April 18, 2012
While the Obama Justice Department continues to pretend that voter ID is racially discriminatory and a violation of voting rights, courts keep on ruling against them. Today, the Ninth Circuit Court of Appeals – an incredibly liberal appeals court – ruled that Arizona’s voter ID law was largely constitutional. Opponents of the law had argued that the fee to obtain an ID amounted to an impermissible “poll tax”; the Court thought otherwise.
The Court did rule, however, that Arizona cannot turn down federal voter registration forms, which simply ask applicants to check a box indicating that they are US citizens. That’s not because such provisions would be unconstitutional – it’s because those provisions violate the federal National Voter Registration Act of 1993 (the so-called Motor Voter Act). Due to the supremacy clause of the Constitution, in areas where the federal government legislates, states cannot. It is supposedly unconstitutional for Arizona to come up with another form that requires proof of citizenship.

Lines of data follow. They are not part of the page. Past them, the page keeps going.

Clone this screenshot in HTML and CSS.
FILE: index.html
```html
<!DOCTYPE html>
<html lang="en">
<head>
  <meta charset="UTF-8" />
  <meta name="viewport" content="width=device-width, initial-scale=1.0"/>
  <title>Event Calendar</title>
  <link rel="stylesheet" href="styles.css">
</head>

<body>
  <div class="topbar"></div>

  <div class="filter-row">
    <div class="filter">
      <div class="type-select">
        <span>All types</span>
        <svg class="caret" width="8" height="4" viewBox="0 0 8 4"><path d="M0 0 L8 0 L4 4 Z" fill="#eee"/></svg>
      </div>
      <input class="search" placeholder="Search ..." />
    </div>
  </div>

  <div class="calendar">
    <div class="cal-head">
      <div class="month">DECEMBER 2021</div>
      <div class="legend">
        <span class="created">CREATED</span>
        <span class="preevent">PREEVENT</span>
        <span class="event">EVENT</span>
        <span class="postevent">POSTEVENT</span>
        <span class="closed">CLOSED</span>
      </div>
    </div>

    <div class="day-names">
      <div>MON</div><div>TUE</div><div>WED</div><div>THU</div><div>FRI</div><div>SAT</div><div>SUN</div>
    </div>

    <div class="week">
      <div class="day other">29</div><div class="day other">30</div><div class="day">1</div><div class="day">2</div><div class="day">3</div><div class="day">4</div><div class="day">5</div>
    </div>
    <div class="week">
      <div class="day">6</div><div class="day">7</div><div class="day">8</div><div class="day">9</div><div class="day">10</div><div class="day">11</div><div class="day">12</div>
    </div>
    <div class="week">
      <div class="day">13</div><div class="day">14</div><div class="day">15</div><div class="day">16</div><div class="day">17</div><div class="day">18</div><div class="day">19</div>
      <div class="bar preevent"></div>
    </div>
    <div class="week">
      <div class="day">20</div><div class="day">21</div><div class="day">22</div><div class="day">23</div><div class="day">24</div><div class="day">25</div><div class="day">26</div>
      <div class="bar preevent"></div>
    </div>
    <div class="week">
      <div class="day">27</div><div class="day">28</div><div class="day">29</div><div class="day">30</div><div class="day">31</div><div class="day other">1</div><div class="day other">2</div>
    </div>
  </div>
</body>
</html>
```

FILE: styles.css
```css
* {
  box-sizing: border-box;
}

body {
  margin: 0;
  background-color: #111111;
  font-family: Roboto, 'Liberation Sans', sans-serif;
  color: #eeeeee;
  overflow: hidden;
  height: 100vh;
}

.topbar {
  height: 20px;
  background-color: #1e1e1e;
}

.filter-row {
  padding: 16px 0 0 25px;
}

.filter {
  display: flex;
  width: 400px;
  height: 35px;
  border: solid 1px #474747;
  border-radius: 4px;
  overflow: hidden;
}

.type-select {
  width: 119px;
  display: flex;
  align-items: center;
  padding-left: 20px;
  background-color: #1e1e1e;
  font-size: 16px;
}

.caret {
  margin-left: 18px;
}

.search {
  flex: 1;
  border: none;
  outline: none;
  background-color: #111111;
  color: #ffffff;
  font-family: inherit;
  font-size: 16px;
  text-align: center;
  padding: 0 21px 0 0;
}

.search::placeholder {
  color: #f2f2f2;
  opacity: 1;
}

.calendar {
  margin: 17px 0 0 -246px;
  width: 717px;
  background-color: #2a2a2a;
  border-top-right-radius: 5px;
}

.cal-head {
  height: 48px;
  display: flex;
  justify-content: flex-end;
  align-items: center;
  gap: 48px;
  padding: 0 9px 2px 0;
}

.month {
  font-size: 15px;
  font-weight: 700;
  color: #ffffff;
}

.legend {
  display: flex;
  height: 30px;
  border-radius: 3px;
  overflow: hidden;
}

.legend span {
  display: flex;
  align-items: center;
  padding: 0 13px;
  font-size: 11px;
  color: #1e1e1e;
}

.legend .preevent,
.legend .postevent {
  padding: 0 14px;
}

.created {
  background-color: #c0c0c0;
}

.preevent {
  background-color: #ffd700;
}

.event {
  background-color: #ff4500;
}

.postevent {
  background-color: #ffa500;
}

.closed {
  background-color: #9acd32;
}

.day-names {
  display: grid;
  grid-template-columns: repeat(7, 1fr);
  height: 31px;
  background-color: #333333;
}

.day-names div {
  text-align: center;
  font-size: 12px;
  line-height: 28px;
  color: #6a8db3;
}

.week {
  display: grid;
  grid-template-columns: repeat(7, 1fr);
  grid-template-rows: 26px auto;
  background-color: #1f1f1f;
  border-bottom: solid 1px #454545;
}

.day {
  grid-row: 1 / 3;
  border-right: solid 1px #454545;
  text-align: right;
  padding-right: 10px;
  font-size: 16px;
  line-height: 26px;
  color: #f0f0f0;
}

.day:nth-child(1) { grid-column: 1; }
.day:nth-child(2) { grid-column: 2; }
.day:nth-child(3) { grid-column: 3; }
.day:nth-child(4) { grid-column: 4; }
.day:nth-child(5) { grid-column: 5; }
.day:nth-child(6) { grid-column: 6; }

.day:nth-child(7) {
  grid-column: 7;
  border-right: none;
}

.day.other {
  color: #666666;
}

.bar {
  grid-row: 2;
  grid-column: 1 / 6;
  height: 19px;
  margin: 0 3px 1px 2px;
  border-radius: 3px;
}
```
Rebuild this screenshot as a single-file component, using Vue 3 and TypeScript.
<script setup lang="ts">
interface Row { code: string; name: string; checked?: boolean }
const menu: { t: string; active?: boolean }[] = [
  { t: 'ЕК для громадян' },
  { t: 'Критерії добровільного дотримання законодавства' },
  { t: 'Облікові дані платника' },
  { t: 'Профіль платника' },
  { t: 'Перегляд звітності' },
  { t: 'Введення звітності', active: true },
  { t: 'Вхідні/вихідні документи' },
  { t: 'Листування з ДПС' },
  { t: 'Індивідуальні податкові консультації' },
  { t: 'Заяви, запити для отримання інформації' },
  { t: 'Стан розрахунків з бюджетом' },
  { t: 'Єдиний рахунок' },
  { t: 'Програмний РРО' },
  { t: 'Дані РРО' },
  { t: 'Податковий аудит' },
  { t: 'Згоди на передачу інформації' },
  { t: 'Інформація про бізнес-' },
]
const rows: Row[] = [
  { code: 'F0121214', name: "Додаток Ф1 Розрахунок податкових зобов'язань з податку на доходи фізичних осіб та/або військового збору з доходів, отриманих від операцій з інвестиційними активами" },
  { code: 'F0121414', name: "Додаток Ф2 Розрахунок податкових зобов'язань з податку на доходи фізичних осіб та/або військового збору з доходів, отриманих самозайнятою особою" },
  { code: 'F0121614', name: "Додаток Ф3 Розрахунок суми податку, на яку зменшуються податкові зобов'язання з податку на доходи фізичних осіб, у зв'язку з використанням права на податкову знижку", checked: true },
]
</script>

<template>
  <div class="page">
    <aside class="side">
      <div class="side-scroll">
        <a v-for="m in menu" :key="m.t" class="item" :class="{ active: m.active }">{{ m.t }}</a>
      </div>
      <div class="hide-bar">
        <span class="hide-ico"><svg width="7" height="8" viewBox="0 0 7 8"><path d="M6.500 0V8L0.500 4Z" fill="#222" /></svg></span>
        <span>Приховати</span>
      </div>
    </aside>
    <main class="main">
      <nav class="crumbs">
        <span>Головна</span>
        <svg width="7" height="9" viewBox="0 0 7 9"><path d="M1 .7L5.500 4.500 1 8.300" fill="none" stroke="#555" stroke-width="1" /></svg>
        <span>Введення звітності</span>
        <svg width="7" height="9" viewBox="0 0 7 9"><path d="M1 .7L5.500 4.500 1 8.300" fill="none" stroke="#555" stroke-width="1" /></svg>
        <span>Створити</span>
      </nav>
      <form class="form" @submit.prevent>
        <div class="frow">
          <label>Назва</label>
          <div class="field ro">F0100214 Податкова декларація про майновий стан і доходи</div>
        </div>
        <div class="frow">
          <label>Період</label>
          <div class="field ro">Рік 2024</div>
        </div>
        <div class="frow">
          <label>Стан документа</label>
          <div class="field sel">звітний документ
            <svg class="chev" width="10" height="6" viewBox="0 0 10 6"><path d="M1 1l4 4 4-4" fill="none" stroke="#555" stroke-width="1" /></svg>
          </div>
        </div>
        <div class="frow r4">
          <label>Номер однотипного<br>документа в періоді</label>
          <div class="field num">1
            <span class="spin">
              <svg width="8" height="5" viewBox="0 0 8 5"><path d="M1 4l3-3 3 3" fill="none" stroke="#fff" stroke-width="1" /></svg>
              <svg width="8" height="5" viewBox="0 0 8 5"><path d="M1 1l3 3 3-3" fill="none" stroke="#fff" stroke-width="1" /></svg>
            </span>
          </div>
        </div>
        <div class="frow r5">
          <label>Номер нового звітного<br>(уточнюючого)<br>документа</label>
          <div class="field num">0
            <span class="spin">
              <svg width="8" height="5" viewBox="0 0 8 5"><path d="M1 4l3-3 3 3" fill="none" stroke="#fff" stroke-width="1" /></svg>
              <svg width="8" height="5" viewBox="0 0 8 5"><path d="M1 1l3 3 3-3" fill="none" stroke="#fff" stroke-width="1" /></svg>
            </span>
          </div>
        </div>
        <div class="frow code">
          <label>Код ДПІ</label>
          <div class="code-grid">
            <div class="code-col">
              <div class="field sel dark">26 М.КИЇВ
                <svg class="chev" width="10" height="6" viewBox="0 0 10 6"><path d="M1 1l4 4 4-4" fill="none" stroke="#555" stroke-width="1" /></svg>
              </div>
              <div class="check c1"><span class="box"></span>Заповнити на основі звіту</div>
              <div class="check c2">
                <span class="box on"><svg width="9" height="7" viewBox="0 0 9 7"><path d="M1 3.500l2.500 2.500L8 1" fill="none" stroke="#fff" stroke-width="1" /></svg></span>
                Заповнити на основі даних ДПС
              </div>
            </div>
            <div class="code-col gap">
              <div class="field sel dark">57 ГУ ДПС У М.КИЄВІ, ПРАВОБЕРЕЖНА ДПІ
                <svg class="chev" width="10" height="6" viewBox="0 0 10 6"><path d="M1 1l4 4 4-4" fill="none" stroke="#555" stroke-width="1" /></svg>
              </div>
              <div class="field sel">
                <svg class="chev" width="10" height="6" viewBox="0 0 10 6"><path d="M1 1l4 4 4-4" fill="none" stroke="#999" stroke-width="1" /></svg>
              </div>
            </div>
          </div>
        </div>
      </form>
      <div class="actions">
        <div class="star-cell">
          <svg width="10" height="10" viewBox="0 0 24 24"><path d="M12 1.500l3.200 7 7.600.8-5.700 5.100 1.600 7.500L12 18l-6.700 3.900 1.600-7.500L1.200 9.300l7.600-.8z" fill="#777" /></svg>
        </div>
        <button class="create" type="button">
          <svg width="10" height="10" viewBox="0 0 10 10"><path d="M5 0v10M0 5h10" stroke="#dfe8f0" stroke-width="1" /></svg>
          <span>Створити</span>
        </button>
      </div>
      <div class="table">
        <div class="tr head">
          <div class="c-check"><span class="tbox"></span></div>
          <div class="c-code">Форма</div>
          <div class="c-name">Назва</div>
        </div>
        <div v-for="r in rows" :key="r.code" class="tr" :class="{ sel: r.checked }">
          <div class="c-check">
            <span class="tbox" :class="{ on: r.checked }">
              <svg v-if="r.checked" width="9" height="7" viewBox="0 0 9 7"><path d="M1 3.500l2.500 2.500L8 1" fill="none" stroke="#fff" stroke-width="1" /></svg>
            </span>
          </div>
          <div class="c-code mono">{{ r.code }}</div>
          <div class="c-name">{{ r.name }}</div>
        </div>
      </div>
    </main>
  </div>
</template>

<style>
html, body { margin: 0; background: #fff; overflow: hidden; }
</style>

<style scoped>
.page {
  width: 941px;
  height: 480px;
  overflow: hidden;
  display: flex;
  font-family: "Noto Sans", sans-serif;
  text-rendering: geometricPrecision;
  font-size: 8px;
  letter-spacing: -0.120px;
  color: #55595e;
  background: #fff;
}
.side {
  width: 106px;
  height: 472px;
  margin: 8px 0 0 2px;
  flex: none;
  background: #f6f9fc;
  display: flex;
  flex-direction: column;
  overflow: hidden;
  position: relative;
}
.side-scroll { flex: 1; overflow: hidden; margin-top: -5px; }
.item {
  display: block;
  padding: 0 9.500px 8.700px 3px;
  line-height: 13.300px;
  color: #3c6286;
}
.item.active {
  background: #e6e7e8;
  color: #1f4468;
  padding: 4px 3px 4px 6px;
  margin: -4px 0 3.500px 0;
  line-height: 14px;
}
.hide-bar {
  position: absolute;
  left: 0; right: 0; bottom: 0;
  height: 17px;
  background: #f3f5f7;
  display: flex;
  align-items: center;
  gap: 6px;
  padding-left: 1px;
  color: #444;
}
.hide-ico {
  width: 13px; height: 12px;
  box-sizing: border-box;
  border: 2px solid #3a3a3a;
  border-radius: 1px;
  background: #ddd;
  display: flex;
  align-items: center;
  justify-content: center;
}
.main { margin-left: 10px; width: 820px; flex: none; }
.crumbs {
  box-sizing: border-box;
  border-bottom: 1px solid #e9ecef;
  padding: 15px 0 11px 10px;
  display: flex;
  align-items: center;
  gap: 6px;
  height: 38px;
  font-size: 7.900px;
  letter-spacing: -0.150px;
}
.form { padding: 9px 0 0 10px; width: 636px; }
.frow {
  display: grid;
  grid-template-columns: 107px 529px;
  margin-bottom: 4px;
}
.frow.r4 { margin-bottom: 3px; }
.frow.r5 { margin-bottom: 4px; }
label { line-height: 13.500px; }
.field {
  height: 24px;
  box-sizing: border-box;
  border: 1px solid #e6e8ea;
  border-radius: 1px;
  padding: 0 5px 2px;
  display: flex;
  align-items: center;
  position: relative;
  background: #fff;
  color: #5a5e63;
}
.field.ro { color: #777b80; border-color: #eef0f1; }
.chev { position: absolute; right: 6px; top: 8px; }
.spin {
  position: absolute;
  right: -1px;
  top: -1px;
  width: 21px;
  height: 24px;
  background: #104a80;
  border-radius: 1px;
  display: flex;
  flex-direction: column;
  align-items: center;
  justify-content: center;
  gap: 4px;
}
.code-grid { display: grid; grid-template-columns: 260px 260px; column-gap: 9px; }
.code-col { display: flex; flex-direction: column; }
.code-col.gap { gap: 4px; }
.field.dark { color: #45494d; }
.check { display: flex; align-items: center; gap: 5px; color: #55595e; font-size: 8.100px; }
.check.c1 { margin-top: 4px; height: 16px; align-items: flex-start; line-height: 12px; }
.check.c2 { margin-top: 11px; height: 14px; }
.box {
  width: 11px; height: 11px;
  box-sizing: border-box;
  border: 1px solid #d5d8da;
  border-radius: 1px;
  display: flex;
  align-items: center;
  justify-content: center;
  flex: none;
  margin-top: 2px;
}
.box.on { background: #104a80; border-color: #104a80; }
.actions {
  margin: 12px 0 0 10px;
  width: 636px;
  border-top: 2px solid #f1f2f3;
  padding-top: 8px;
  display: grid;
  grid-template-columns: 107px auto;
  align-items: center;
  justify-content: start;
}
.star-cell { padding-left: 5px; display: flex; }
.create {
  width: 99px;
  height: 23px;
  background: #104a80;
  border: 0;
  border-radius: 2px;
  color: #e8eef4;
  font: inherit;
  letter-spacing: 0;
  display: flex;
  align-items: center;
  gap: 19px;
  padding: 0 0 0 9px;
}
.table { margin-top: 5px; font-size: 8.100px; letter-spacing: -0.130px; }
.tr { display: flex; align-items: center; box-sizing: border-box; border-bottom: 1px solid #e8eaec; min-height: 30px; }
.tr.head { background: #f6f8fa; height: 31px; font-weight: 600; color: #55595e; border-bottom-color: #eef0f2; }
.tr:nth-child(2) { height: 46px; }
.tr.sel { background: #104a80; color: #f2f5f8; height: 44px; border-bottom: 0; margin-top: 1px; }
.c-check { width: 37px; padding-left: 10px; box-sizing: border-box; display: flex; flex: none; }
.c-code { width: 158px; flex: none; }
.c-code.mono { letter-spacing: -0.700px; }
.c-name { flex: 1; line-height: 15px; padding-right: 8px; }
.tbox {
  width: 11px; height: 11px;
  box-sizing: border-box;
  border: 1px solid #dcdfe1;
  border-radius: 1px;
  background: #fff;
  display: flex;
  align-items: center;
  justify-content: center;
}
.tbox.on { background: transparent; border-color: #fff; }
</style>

Some liberal groups celebrated the decision as a quasi-victory. “We are elated that a strong majority of the en banc panel found Arizona’s citizenship requirement violated the NVRA,” crowd Jon Greenbaum, chief council for the Lawyers’ Committee for Civil Rights Under Law. “This will enable our clients to be able to register to vote and conduct voter registration drives more easily.”
The case will likely move on to the Supreme Court. But the takeaway message for federal Republicans is that the NVRA must be modified to allow for states to ask for voter ID.